Goal
Restate, exactly and without pictures, the lines from the start of the listing below through the line holding "FaCaretDown, FaPuzzlePiece, FaWrench".
======== Collected data
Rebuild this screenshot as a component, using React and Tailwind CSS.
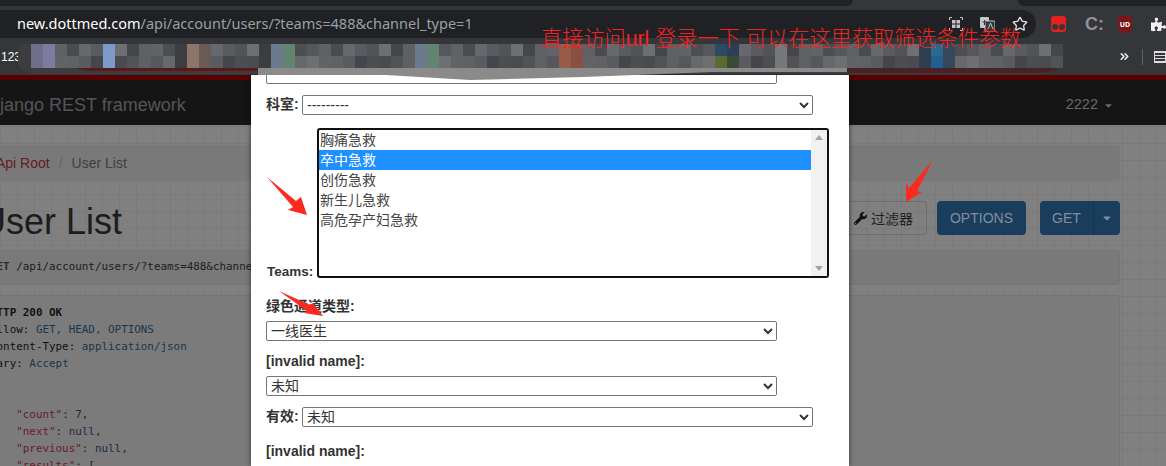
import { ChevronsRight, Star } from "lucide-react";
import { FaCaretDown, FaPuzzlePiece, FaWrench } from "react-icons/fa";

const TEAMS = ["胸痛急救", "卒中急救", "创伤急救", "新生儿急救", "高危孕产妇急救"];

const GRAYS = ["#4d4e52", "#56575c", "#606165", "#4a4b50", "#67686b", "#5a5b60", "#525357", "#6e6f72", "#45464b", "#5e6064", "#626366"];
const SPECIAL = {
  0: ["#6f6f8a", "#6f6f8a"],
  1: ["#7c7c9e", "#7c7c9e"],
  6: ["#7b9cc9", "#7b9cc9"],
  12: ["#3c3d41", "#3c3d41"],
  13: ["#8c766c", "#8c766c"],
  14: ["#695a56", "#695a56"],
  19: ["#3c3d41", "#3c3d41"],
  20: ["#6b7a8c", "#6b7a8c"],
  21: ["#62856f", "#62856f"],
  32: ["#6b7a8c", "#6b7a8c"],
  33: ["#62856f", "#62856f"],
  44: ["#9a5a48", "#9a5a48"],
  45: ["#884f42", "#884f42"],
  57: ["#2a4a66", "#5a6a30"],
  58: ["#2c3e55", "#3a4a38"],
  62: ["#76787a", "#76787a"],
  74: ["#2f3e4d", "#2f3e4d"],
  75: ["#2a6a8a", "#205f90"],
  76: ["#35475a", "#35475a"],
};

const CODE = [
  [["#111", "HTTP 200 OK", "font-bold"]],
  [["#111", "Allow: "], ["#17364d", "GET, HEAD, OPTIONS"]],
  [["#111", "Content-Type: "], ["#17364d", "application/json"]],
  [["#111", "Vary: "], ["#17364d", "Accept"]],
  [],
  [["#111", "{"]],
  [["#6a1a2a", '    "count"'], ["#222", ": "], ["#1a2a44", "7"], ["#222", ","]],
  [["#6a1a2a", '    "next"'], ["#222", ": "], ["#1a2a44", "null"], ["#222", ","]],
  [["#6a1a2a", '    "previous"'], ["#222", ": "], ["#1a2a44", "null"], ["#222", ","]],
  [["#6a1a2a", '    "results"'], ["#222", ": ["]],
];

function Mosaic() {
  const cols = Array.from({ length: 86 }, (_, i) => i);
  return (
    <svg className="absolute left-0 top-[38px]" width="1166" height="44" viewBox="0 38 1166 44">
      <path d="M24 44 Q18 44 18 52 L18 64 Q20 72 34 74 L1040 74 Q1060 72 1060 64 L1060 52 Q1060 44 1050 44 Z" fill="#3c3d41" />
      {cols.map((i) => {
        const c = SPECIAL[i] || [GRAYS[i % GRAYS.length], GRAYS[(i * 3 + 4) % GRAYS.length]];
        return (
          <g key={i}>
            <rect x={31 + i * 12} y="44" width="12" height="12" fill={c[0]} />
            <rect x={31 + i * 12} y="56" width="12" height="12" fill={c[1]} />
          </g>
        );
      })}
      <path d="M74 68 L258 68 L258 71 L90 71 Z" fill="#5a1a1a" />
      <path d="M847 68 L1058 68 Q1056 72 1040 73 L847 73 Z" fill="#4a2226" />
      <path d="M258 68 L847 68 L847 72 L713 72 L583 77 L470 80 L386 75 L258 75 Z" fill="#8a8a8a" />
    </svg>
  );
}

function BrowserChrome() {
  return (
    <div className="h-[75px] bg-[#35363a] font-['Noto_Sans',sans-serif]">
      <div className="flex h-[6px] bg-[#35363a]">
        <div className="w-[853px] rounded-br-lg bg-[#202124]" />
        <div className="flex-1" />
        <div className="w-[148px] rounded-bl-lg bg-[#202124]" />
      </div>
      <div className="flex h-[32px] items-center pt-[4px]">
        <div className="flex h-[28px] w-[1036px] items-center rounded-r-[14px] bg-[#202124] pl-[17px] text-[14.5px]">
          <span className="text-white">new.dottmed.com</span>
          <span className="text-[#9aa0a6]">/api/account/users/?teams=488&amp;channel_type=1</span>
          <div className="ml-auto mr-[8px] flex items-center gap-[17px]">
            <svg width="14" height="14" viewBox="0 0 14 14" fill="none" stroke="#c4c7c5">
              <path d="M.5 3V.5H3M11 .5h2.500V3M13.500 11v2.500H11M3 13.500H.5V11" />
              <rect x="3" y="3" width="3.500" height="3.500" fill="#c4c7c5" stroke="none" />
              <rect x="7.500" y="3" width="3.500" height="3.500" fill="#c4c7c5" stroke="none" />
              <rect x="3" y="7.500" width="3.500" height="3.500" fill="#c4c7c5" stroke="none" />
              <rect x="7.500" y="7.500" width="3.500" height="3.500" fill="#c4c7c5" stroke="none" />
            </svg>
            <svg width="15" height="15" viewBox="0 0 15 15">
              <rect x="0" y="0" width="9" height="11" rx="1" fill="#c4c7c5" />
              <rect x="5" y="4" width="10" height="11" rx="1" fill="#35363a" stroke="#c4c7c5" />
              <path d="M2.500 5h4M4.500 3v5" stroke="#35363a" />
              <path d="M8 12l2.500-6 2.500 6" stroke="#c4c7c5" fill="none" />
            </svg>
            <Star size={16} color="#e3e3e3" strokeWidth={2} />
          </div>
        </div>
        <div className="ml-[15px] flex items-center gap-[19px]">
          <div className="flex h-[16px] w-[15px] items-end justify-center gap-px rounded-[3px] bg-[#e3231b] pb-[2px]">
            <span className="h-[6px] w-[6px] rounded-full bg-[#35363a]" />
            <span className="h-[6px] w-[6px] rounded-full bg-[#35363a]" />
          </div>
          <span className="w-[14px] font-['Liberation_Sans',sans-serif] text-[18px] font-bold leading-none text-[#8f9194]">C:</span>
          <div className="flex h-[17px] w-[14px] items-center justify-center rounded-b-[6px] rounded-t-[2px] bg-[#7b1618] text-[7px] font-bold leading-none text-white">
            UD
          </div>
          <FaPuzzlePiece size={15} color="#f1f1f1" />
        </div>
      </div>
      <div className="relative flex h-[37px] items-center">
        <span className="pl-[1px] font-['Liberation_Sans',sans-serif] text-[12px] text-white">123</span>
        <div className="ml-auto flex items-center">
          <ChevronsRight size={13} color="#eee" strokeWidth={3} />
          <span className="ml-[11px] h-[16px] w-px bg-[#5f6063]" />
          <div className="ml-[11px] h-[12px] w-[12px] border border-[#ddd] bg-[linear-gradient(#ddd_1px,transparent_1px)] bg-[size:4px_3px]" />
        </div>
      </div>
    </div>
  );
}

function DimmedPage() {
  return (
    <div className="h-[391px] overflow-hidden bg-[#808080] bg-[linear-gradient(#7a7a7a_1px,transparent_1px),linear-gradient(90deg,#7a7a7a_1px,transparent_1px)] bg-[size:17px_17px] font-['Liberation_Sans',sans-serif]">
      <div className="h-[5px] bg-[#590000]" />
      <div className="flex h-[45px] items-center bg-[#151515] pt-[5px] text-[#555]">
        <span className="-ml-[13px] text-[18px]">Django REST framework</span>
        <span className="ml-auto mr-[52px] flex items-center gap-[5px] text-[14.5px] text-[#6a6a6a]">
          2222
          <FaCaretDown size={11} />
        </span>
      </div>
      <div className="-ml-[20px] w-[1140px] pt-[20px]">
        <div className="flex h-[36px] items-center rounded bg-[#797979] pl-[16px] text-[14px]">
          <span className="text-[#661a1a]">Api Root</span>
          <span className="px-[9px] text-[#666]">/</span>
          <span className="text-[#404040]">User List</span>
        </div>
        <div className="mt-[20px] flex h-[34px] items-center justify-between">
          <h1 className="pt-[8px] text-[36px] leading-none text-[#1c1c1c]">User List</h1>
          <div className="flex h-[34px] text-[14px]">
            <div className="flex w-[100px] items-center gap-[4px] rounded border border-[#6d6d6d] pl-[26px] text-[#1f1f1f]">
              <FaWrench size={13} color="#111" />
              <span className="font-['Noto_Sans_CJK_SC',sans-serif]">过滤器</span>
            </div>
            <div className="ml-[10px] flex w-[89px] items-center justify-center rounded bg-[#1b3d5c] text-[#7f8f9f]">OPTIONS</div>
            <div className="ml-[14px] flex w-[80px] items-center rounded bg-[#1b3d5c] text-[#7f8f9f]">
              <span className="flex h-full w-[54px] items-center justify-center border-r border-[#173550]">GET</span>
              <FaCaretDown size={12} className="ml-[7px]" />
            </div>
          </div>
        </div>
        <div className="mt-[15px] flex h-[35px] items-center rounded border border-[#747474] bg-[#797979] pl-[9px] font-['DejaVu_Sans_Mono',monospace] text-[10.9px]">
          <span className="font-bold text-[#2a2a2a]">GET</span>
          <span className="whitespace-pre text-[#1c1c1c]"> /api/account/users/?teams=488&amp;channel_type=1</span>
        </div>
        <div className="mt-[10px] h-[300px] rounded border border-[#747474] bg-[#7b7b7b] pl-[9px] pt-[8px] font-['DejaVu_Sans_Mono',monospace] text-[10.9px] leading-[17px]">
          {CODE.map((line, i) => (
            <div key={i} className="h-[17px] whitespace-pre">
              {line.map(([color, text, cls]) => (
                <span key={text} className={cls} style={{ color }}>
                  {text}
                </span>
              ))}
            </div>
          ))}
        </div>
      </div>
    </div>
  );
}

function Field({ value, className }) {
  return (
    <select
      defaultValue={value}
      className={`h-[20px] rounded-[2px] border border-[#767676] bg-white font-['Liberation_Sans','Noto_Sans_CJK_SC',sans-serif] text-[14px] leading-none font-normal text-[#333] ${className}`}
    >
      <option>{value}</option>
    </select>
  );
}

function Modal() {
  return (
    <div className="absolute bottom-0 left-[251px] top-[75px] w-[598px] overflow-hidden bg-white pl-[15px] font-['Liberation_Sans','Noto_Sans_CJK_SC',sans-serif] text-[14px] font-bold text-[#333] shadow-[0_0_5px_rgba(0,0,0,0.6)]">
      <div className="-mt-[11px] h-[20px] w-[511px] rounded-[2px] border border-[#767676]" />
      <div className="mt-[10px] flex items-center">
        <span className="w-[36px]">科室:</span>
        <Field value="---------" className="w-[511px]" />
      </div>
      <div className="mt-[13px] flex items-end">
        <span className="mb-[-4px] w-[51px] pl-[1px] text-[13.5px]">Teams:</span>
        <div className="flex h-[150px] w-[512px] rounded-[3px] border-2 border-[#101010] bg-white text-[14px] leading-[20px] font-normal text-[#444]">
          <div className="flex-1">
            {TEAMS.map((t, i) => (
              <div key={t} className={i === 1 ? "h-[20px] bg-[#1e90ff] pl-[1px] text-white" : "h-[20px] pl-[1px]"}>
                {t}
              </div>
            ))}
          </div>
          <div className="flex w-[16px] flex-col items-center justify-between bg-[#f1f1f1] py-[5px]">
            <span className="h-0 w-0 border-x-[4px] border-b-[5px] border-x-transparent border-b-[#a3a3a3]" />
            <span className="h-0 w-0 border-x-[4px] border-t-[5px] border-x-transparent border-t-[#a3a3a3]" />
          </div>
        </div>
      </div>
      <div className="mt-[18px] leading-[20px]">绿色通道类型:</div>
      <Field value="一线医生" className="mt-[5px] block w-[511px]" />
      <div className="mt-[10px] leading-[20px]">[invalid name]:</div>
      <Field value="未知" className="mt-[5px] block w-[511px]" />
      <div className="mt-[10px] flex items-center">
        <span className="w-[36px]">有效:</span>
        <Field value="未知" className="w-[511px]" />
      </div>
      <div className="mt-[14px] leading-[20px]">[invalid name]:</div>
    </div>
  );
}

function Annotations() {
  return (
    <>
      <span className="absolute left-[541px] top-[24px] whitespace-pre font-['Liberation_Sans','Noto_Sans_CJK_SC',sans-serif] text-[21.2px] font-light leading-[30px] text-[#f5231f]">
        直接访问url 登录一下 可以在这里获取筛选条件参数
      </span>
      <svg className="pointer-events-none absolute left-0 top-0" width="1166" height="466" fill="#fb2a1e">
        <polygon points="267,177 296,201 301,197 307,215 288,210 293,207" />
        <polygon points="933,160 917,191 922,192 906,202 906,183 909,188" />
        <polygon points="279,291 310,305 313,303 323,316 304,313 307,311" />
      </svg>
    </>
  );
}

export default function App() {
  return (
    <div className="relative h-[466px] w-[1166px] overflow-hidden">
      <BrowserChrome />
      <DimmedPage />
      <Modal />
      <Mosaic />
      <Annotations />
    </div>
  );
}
================
Solution to this problem
Rebuild this screenshot as a component, using React and Tailwind CSS.
import { ChevronsRight, Star } from "lucide-react";
import { FaCaretDown, FaPuzzlePiece, FaWrench } from "react-icons/fa";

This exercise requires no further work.